### Instructions for the task
Transcribe the listing exactly, leaving out every picture.

### Data shown
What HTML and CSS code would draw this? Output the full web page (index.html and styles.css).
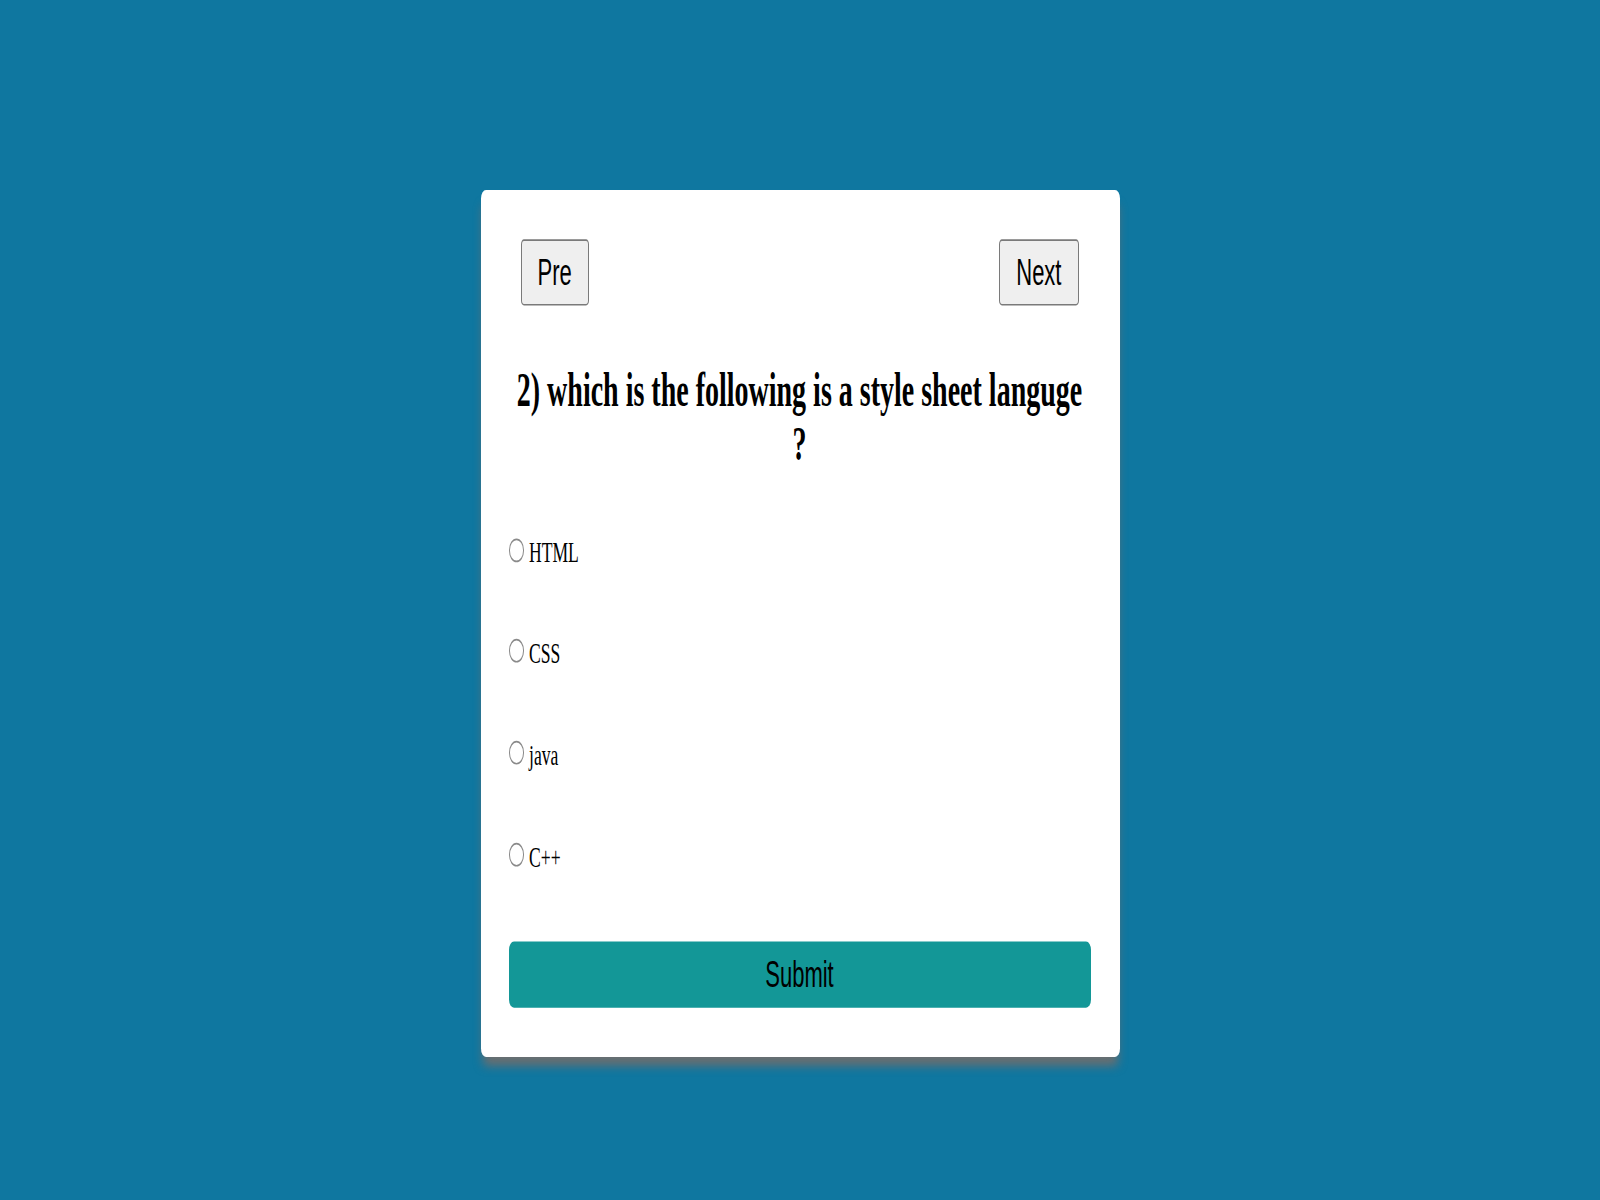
FILE: index.html
```html
<!DOCTYPE html>
<html lang="en">
<head>
<meta charset="utf-8">
<title>Quiz</title>
<link rel="stylesheet" href="styles.css">
</head>
<body>
  <main class="quiz-card">
    <div class="quiz-nav">
      <button class="nav-btn" type="button">Pre</button>
      <button class="nav-btn" type="button">Next</button>
    </div>
    <h2 class="question">2) which is the following is a style sheet languge ?</h2>
    <ul class="options">
      <li class="option"><input class="radio" type="radio" name="answer" id="a1"><label for="a1">HTML</label></li>
      <li class="option"><input class="radio" type="radio" name="answer" id="a2"><label for="a2">CSS</label></li>
      <li class="option"><input class="radio" type="radio" name="answer" id="a3"><label for="a3">java</label></li>
      <li class="option"><input class="radio" type="radio" name="answer" id="a4"><label for="a4">C++</label></li>
    </ul>
    <button class="submit-btn" type="button">Submit</button>
  </main>
</body>
</html>
```
FILE: styles.css
```css
html {
  background: #0f77a0;
}

body {
  margin: 0;
  min-height: 1200px;
  background: #0f77a0;
  overflow: hidden;
}

.quiz-card {
  box-sizing: border-box;
  width: 639px;
  margin: 190px auto 0;
  padding: 29px 29px 29.2px 28px;
  background: #ffffff;
  border-radius: 5px;
  box-shadow: 0 7px 7px -2px rgba(110, 110, 110, 0.95);
  transform: scaleY(1.7);
  transform-origin: top center;
}

.quiz-nav {
  display: flex;
  justify-content: space-between;
  padding: 0 12px;
}

.nav-btn {
  box-sizing: border-box;
  height: 39px;
  padding: 0 16px;
  margin: 0;
  font-family: "Liberation Sans", Arial, sans-serif;
  font-size: 22px;
  line-height: 25px;
  color: #000000;
  background: #efefef;
  border: 1px solid #7a7a7a;
  border-radius: 3px;
}

.question {
  margin: 34px 0 0;
  font-family: "Liberation Serif", "Times New Roman", serif;
  font-weight: bold;
  font-size: 28px;
  line-height: 32px;
  text-align: center;
  color: #000000;
}

.options {
  list-style: none;
  margin: 36.5px 0 0;
  padding: 0;
  display: flex;
  flex-direction: column;
  gap: 39.7px;
}

.option {
  display: flex;
  align-items: center;
  height: 20px;
  font-family: "Liberation Serif", "Times New Roman", serif;
  font-size: 17.6px;
  line-height: 20px;
  color: #000000;
}

.radio {
  appearance: none;
  -webkit-appearance: none;
  box-sizing: border-box;
  width: 15.5px;
  height: 14px;
  margin: -2px 5px 0 0;
  border: 1.2px solid #8a8a8a;
  border-radius: 50%;
  background: #ffffff;
  flex: none;
}

.submit-btn {
  display: block;
  box-sizing: border-box;
  width: 100%;
  height: 39px;
  margin: 40.6px 0 0;
  padding: 0;
  font-family: "Liberation Sans", Arial, sans-serif;
  font-size: 22px;
  line-height: 25px;
  color: #000000;
  background: #139797;
  border: none;
  border-radius: 5px;
}
```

### Full solution
What HTML and CSS code would draw this? Output the full web page (index.html and styles.css).
FILE: index.html
```html
<!DOCTYPE html>
<html lang="en">
<head>
<meta charset="utf-8">
<title>Quiz</title>
<link rel="stylesheet" href="styles.css">
</head>
<body>
  <main class="quiz-card">
    <div class="quiz-nav">
      <button class="nav-btn" type="button">Pre</button>
      <button class="nav-btn" type="button">Next</button>
    </div>
    <h2 class="question">2) which is the following is a style sheet languge ?</h2>
    <ul class="options">
      <li class="option"><input class="radio" type="radio" name="answer" id="a1"><label for="a1">HTML</label></li>
      <li class="option"><input class="radio" type="radio" name="answer" id="a2"><label for="a2">CSS</label></li>
      <li class="option"><input class="radio" type="radio" name="answer" id="a3"><label for="a3">java</label></li>
      <li class="option"><input class="radio" type="radio" name="answer" id="a4"><label for="a4">C++</label></li>
    </ul>
    <button class="submit-btn" type="button">Submit</button>
  </main>
</body>
</html>
```
FILE: styles.css
```css
html {
  background: #0f77a0;
}

body {
  margin: 0;
  min-height: 1200px;
  background: #0f77a0;
  overflow: hidden;
}

.quiz-card {
  box-sizing: border-box;
  width: 639px;
  margin: 190px auto 0;
  padding: 29px 29px 29.2px 28px;
  background: #ffffff;
  border-radius: 5px;
  box-shadow: 0 7px 7px -2px rgba(110, 110, 110, 0.95);
  transform: scaleY(1.7);
  transform-origin: top center;
}

.quiz-nav {
  display: flex;
  justify-content: space-between;
  padding: 0 12px;
}

.nav-btn {
  box-sizing: border-box;
  height: 39px;
  padding: 0 16px;
  margin: 0;
  font-family: "Liberation Sans", Arial, sans-serif;
  font-size: 22px;
  line-height: 25px;
  color: #000000;
  background: #efefef;
  border: 1px solid #7a7a7a;
  border-radius: 3px;
}

.question {
  margin: 34px 0 0;
  font-family: "Liberation Serif", "Times New Roman", serif;
  font-weight: bold;
  font-size: 28px;
  line-height: 32px;
  text-align: center;
  color: #000000;
}

.options {
  list-style: none;
  margin: 36.5px 0 0;
  padding: 0;
  display: flex;
  flex-direction: column;
  gap: 39.7px;
}

.option {
  display: flex;
  align-items: center;
  height: 20px;
  font-family: "Liberation Serif", "Times New Roman", serif;
  font-size: 17.6px;
  line-height: 20px;
  color: #000000;
}

.radio {
  appearance: none;
  -webkit-appearance: none;
  box-sizing: border-box;
  width: 15.5px;
  height: 14px;
  margin: -2px 5px 0 0;
  border: 1.2px solid #8a8a8a;
  border-radius: 50%;
  background: #ffffff;
  flex: none;
}

.submit-btn {
  display: block;
  box-sizing: border-box;
  width: 100%;
  height: 39px;
  margin: 40.6px 0 0;
  padding: 0;
  font-family: "Liberation Sans", Arial, sans-serif;
  font-size: 22px;
  line-height: 25px;
  color: #000000;
  background: #139797;
  border: none;
  border-radius: 5px;
}
```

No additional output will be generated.